Ni–Li anti-site defect induced intragranular cracking in Ni-rich layer-structured cathode

Abstract

High packing density of Ni-rich lithium transition metal oxide (LTMO) cathodes contribute to high energy density of lithium-ion batteries, however, resulting in severe intergranular and intragranular cracking issues. Most of previous works are focused on understanding the behaviors of intergranular cracks. However, the incubation mechanism of intragranular crack, especially at atomic scale, is still unclear though they are one of the main obstacles for practical application of Ni-rich LTMO cathode. Here, we reveal at atomic scale the intragranular cracking mechanism of LiNi 0.8 Mn 0.1 Co 0.1 O 2 cathode during cycling processes. Ni–Li anti-site defect enrichment region with lattice distortion has been identified as the nucleation site for intragranular crack in the primary particle.
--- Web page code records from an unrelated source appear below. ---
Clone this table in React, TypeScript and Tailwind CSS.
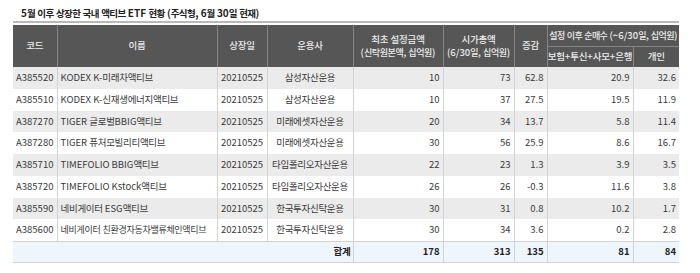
const rows = [
  ["A385520", "KODEX K-미래차액티브", "20210525", "삼성자산운용", "10", "73", "62.8", "20.9", "32.6"],
  ["A385510", "KODEX K-신재생에너지액티브", "20210525", "삼성자산운용", "10", "37", "27.5", "19.5", "11.9"],
  ["A387270", "TIGER 글로벌BBIG액티브", "20210525", "미래에셋자산운용", "20", "34", "13.7", "5.8", "11.4"],
  ["A387280", "TIGER 퓨처모빌리티액티브", "20210525", "미래에셋자산운용", "30", "56", "25.9", "8.6", "16.7"],
  ["A385710", "TIMEFOLIO BBIG액티브", "20210525", "타임폴리오자산운용", "22", "23", "1.3", "3.9", "3.5"],
  ["A385720", "TIMEFOLIO Kstock액티브", "20210525", "타임폴리오자산운용", "26", "26", "-0.3", "11.6", "3.8"],
  ["A385590", "네비게이터 ESG액티브", "20210525", "한국투자신탁운용", "30", "31", "0.8", "10.2", "1.7"],
  ["A385600", "네비게이터 친환경자동차밸류체인액티브", "20210525", "한국투자신탁운용", "30", "34", "3.6", "0.2", "2.8"],
];

const widths = [44, 160, 50, 86, 90, 71, 33, 86, 46];

// Hangul runs get their own size/tracking so widths land near the Malgun Gothic original
function K({ s, k = "text-[9.5px] tracking-[-0.3px]" }: { s: string; k?: string }) {
  return (
    <>
      {s.split(/([\uAC00-\uD7A3]+)/).map((part, i) =>
        /[\uAC00-\uD7A3]/.test(part) ? (
          <span key={i} className={k}>
            {part}
          </span>
        ) : (
          part
        )
      )}
    </>
  );
}

const hk = "text-[9.5px] tracking-[-0.2px]";
const cell = "border-l border-[#d2d2d2] text-right pr-[3px]";
const hcell = "font-medium border-l border-[#858585]";

export default function App() {
  return (
    <div
      className="w-[700px] h-[273px] bg-white pl-[13px] pt-[5px] text-[#3a3a3a]"
      style={{ fontFamily: '"Noto Sans CJK KR", "Noto Sans", sans-serif' }}
    >
      <div className="pl-[8px] h-[16px] text-[10px] font-bold leading-[16px] text-[#222] whitespace-nowrap">
        <K s="5월 이후 상장한 국내 액티브 ETF 현황 (주식형, 6월 30일 현재)" k="text-[9.5px] tracking-[-0.6px]" />
      </div>
      <div className="w-[666px] h-[2px] bg-[#b8b8b8]" />
      <table className="mt-[2px] w-[666px] table-fixed border-collapse text-[9.5px] leading-none">
        <colgroup>
          {widths.map((w, i) => (
            <col key={i} style={{ width: w }} />
          ))}
        </colgroup>
        <thead className="bg-[#565656] text-[#ececec]">
          <tr className="h-[21px]">
            <th rowSpan={2} className="font-medium">
              <K s="코드" k={hk} />
            </th>
            <th rowSpan={2} className={hcell}>
              <K s="이름" k={hk} />
            </th>
            <th rowSpan={2} className={hcell}>
              <K s="상장일" k={hk} />
            </th>
            <th rowSpan={2} className={hcell}>
              <K s="운용사" k={hk} />
            </th>
            <th rowSpan={2} className={`${hcell} leading-[13px] whitespace-nowrap`}>
              <K s="최초 설정금액" k={hk} />
              <br />
              <K s="(신탁원본액, 십억원)" k="text-[9px] tracking-[-0.4px]" />
            </th>
            <th rowSpan={2} className={`${hcell} leading-[13px] whitespace-nowrap`}>
              <K s="시가총액" k={hk} />
              <br />
              <K s="(6/30일, 십억원)" k="text-[9px] tracking-[-0.4px]" />
            </th>
            <th rowSpan={2} className={hcell}>
              <K s="증감" k={hk} />
            </th>
            <th colSpan={2} className={`${hcell} whitespace-nowrap`}>
              <K s="설정 이후 순매수 (~6/30일, 십억원)" k="text-[9px] tracking-[-0.6px]" />
            </th>
          </tr>
          <tr className="h-[21px]">
            <th className={`${hcell} border-t whitespace-nowrap`}>
              <K s="보험+투신+사모+은행" k={hk} />
            </th>
            <th className={`${hcell} border-t`}>
              <K s="개인" k={hk} />
            </th>
          </tr>
        </thead>
        <tbody>
          {rows.map((r, i) => (
            <tr key={r[0]} className={`h-[21.75px] ${i % 2 === 0 ? "bg-[#ebebeb]" : "bg-white"}`}>
              <td className="text-center">{r[0]}</td>
              <td className="border-l border-[#d2d2d2] pl-[3px] whitespace-nowrap">
                <K s={r[1]} k={i === 7 ? "text-[9px] tracking-[-0.3px]" : undefined} />
              </td>
              <td className="border-l border-[#d2d2d2] text-center">{r[2]}</td>
              <td className="border-l border-[#d2d2d2] text-center whitespace-nowrap">
                <K s={r[3]} />
              </td>
              <td className={cell}>{r[4]}</td>
              <td className={cell}>{r[5]}</td>
              <td className={cell}>{r[6]}</td>
              <td className={cell}>{r[7]}</td>
              <td className={cell}>{r[8]}</td>
            </tr>
          ))}
          <tr className="h-[21px] bg-[#eef6fc] font-bold text-[#222] border-y border-[#d2d2d2]">
            <td colSpan={4} className="text-right pr-[2px]">
              <K s="합계" />
            </td>
            <td className={cell}>178</td>
            <td className={cell}>313</td>
            <td className={cell}>135</td>
            <td className={cell}>81</td>
            <td className={cell}>84</td>
          </tr>
        </tbody>
      </table>
    </div>
  );
}
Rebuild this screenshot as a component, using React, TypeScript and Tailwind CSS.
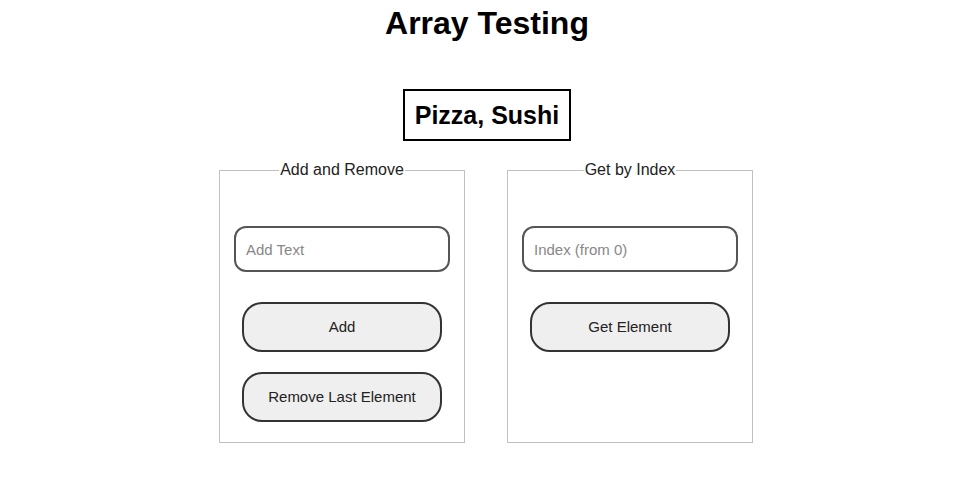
import React, { useState } from "react";

const font = { fontFamily: '"Liberation Sans", Arial, sans-serif' };

export default function App() {
  const [items, setItems] = useState<string[]>(["Pizza", "Sushi"]);
  const [text, setText] = useState("");
  const [index, setIndex] = useState("");

  return (
    <div className="w-[954px] h-[477px] bg-white text-black pl-[18px]" style={font}>
      <div className="flex flex-col items-center">
        <h1 className="mt-[5px] ml-[2px] text-[32px] leading-[37px] font-bold">Array Testing</h1>

        {/* Current array */}
        <div className="mt-[47px] ml-[2px] border-2 border-black px-[10px] py-[10px] text-[25px] leading-[28px] font-bold">
          {items.join(", ")}
        </div>

        <div className="mt-[20px] flex gap-[42px]">
          {/* Add and Remove */}
          <fieldset className="w-[246px] min-w-0 h-[282px] border border-[#c0c0c0] px-[14px]">
            <legend className="mx-auto px-[1px] text-[16px] leading-[18px] text-[#222]">
              Add and Remove
            </legend>
            <div className="flex flex-col items-center pt-[47px]">
              <input
                value={text}
                onChange={(e) => setText(e.target.value)}
                placeholder="Add Text"
                className="w-[216px] h-[46px] rounded-[12px] border-2 border-[#555] px-[10px] text-[15px] placeholder:text-[#888] outline-none"
              />
              <button
                onClick={() => {
                  if (text) setItems([...items, text]);
                  setText("");
                }}
                className="mt-[30px] w-[200px] h-[50px] rounded-[20px] border-2 border-[#333] bg-[#efefef] text-[15px] text-[#222]"
              >
                Add
              </button>
              <button
                onClick={() => setItems(items.slice(0, -1))}
                className="mt-[20px] w-[200px] h-[50px] rounded-[20px] border-2 border-[#333] bg-[#efefef] text-[15px] text-[#222]"
              >
                Remove Last Element
              </button>
            </div>
          </fieldset>

          {/* Get by Index */}
          <fieldset className="w-[246px] min-w-0 h-[282px] border border-[#c0c0c0] px-[14px]">
            <legend className="mx-auto px-[1px] text-[16px] leading-[18px] text-[#222]">
              Get by Index
            </legend>
            <div className="flex flex-col items-center pt-[47px]">
              <input
                value={index}
                onChange={(e) => setIndex(e.target.value)}
                placeholder="Index (from 0)"
                className="w-[216px] h-[46px] rounded-[12px] border-2 border-[#555] px-[10px] text-[15px] placeholder:text-[#888] outline-none"
              />
              <button
                onClick={() => {
                  const i = parseInt(index, 10);
                  if (!isNaN(i) && items[i] !== undefined) alert(items[i]);
                }}
                className="mt-[30px] w-[200px] h-[50px] rounded-[20px] border-2 border-[#333] bg-[#efefef] text-[15px] text-[#222]"
              >
                Get Element
              </button>
            </div>
          </fieldset>
        </div>
      </div>
    </div>
  );
}
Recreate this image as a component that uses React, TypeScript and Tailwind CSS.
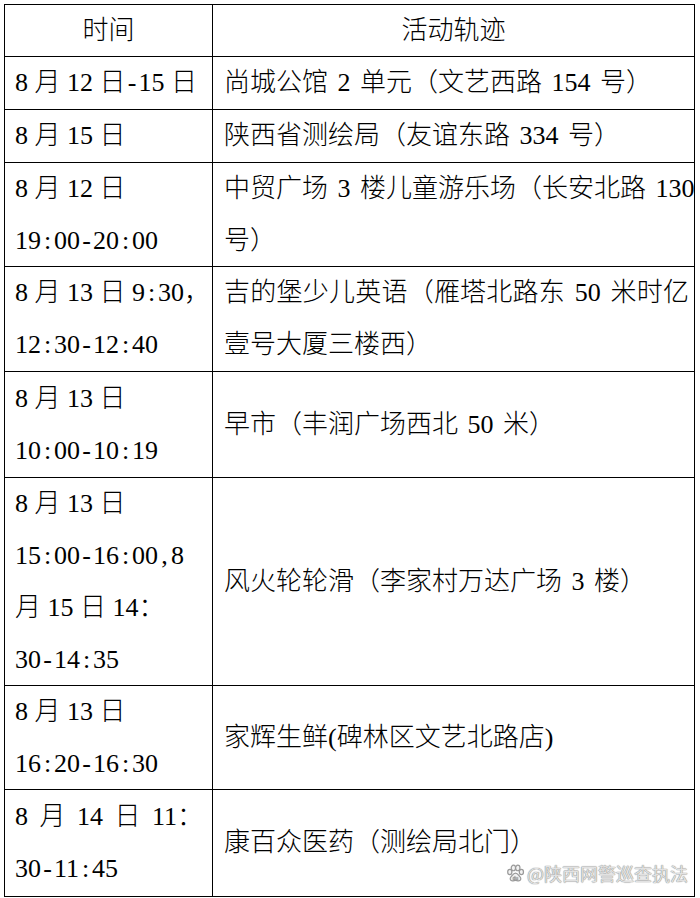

The growth of intragranular crack can be ascribed to the strain difference between layered phase and electrochemical inactive phase and the Columbic repulsion in cation-rich area, which originate from the Ni–Li anti-site defect in transformed structure. The golden strategy to acquire stable high-energy cathode lies in suppressing the migration of cations before cracks occur, providing new insights for the design of high-performance Ni-rich LTMO cathodes. We reveal at atomic scale the intragranular cracking mechanism of LiNi 0.8 Mn 0.1 Co 0.1 O 2 (NMC811) cathode during cycling processes. At atomic-scale, nucleation at Ni-Li anti-site defect enrichment region with lattice distortion has been firstly identified as the startup mechanism for intragranular crack in NMC811 cathode. The strain difference between layered phase and electrochemical inactive phase and the Columbic repulsion in the cation-rich area are considered as the two driving forces for the development of intragranular crack. Both of them originate from Ni-Li anti-site defect in transformed structure. • Ni-Li anti-site defect enrichment region has been identified as nucleation site for intragranular crack of NMC811. • The strain difference and the Columbic repulsion are considered as two driving forces for the growth of intragranular crack. • Suppress the migration of cations is a golden strategy to acquire high energy cathode with long cycle life.